Le forfait jours permet à certains salariés d’échapper aux horaires collectifs, mais cette liberté organisationnelle n’est pas absolue. Une question cruciale se pose : l’employeur peut-il malgré tout imposer des plages horaires fixes ? La réponse jurisprudentielle est nuancée et mérite une analyse approfondie.
1. Le cadre légal du forfait jours : un dispositif strictement encadré
Le forfait jours est régi par des règles impératives :
Condition préalable : existence d’une convention collective autorisant ce dispositif
Formalisation obligatoire : convention individuelle signée avec le salarié
Public concerné :
Cadres autonomes dans leur organisation
Salariés dont la durée du travail ne peut être prédéterminée
Point clé : Le plafond annuel est fixé à 218 jours travaillés (incluant la journée de solidarité).

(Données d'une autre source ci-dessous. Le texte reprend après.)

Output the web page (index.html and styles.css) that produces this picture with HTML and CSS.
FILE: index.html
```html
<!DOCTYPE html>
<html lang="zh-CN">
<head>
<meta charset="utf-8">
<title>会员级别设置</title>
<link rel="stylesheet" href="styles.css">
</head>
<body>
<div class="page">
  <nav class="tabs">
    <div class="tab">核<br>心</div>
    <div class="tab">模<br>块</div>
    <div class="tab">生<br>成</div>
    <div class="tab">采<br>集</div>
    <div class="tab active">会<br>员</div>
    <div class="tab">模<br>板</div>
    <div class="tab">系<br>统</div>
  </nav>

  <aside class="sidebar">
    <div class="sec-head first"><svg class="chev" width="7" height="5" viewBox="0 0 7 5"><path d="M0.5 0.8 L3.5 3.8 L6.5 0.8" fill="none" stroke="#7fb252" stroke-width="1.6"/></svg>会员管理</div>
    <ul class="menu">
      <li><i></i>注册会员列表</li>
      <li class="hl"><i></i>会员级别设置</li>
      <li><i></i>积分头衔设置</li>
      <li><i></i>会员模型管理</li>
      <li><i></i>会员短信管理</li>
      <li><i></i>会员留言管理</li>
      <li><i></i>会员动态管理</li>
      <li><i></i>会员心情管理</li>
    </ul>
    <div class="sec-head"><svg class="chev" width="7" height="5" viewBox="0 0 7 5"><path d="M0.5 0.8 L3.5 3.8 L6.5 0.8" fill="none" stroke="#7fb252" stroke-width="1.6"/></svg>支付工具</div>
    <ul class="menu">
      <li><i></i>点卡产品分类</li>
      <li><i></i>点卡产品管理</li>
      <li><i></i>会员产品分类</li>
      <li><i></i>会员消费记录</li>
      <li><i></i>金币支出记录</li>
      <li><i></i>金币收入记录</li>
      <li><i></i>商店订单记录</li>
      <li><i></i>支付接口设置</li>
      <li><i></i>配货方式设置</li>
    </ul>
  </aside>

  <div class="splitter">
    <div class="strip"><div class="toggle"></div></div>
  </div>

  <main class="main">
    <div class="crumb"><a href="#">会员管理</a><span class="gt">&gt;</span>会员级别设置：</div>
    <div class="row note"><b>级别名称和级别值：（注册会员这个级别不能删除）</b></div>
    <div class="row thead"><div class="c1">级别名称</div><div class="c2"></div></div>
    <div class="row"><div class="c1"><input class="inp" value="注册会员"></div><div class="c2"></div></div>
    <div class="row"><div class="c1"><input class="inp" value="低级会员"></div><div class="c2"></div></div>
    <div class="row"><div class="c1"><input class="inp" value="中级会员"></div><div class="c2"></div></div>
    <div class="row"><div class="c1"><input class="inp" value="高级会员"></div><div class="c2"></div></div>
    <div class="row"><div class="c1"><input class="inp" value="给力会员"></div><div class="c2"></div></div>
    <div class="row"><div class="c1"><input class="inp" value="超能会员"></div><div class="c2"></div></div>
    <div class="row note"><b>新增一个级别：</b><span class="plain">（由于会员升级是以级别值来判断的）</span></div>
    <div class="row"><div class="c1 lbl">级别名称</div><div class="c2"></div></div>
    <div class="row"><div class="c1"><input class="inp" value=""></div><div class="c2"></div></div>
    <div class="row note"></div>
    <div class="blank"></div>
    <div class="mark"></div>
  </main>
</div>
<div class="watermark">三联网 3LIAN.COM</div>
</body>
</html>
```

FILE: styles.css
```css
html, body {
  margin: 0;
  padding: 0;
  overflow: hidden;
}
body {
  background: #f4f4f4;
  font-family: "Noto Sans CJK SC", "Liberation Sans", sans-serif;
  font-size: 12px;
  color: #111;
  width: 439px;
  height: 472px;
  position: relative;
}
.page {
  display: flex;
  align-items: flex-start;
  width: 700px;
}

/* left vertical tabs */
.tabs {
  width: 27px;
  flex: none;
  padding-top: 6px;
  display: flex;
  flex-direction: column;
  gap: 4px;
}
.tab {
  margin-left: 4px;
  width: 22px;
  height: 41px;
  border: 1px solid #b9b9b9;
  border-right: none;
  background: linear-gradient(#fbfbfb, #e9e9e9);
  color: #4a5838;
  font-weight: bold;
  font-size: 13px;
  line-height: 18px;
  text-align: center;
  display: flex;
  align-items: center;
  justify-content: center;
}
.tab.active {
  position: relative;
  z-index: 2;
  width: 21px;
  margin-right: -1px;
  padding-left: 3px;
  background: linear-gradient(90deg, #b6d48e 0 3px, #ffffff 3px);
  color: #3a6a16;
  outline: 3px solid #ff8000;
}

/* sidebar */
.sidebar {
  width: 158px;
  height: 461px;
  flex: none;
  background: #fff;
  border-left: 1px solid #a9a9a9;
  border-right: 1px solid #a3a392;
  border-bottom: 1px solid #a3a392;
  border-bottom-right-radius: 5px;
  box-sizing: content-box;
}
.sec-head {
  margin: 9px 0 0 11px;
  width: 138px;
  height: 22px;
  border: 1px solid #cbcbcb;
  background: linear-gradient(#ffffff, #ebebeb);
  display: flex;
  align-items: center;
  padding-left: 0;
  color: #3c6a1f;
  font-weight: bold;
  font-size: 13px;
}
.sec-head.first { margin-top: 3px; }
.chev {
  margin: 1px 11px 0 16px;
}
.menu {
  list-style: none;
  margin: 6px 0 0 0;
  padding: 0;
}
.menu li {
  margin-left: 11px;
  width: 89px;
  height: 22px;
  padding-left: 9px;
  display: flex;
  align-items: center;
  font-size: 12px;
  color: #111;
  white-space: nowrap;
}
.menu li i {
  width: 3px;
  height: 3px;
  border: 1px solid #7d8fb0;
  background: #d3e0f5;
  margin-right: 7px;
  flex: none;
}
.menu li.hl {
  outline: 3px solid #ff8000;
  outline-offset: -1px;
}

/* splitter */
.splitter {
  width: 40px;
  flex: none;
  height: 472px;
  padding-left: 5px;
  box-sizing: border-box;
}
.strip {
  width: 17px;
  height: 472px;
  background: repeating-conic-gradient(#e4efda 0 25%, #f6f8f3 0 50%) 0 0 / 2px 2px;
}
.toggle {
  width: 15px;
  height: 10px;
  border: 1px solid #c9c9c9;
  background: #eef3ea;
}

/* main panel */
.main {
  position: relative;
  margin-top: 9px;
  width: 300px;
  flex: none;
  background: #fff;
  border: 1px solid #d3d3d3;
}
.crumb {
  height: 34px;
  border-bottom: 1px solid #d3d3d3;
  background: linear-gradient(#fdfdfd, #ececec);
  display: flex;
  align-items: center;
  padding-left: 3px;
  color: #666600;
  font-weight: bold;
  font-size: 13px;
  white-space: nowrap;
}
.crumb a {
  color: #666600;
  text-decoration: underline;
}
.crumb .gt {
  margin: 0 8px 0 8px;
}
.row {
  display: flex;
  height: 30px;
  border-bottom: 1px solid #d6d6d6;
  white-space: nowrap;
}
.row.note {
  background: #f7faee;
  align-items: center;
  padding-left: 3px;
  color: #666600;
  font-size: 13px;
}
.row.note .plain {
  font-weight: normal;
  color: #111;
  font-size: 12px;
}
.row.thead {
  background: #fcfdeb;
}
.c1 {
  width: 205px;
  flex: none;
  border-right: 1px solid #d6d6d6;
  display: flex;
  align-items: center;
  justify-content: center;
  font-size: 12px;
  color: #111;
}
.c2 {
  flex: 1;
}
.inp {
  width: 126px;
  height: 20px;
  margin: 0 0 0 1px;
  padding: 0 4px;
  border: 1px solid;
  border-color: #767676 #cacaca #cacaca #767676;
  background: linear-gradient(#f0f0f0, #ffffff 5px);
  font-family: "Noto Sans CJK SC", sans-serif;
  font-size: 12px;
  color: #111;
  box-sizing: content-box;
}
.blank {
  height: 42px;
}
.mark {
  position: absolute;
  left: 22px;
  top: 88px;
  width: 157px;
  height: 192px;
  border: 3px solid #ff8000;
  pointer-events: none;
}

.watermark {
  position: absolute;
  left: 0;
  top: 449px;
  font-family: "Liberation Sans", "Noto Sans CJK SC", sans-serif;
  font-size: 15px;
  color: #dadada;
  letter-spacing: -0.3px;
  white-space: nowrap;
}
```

2. L’imposition d’horaires fixes : une pratique à haut risque juridique
La jurisprudence est constante sur ce point :
Principe : Toute obligation de présence fixe est incompatible avec le forfait jours
Justification : Elle remet en cause l’autonomie, condition essentielle du dispositif
Conséquences :
Nullité de la convention de forfait
Requalification en contrat horaire classique
Remboursement des heures supplémentaires
Versement potentiel de dommages-intérêts
Exception notable : Certaines contraintes ponctuelles peuvent être admises si :
Elles sont justifiées par l’activité de l’entreprise
Elles restent raisonnables en fréquence et durée
Elles n’altèrent pas substantiellement l’autonomie du salarié
3. Les alternatives légales pour encadrer le travail
En l’absence de fixation d’horaires, l’employeur dispose de leviers légitimes :
Contrôle des résultats : Évaluation de l’accomplissement des missions
Respect des obligations : Participation aux réunions indispensables
Protection de la santé :
Vérification du repos quotidien (11h consécutives)
Contrôle du repos hebdomadaire (35h consécutives)
Surveillance de la charge de travail
Bonnes pratiques RH :
Privilégier la fixation d’objectifs plutôt que d’horaires
Documenter précisément les nécessités opérationnelles
Former les managers à une gestion adaptée au forfait jours
4. Recommandations pour sécuriser la mise en œuvre
Pour éviter les contentieux :
Vérifier systématiquement l’éligibilité du salarié au forfait jours
Élaborer des conventions individuelles précises et conformes
Mettre en place un suivi :
Des jours travaillés
Des temps de repos
De la charge de travail
Anticiper les risques :
Audit régulier des pratiques
Mise à jour des documents
Formation des encadrants
Conclusion : Si le forfait jours offre une précieuse flexibilité, il n’autorise pas pour autant l’imposition d’horaires fixes. Seule une gestion rigoureuse, respectueuse de l’autonomie des salariés, permet de bénéficier de ce dispositif sans risque juridique. Les services RH doivent donc trouver le juste équilibre entre besoins opérationnels et cadre légal contraignant.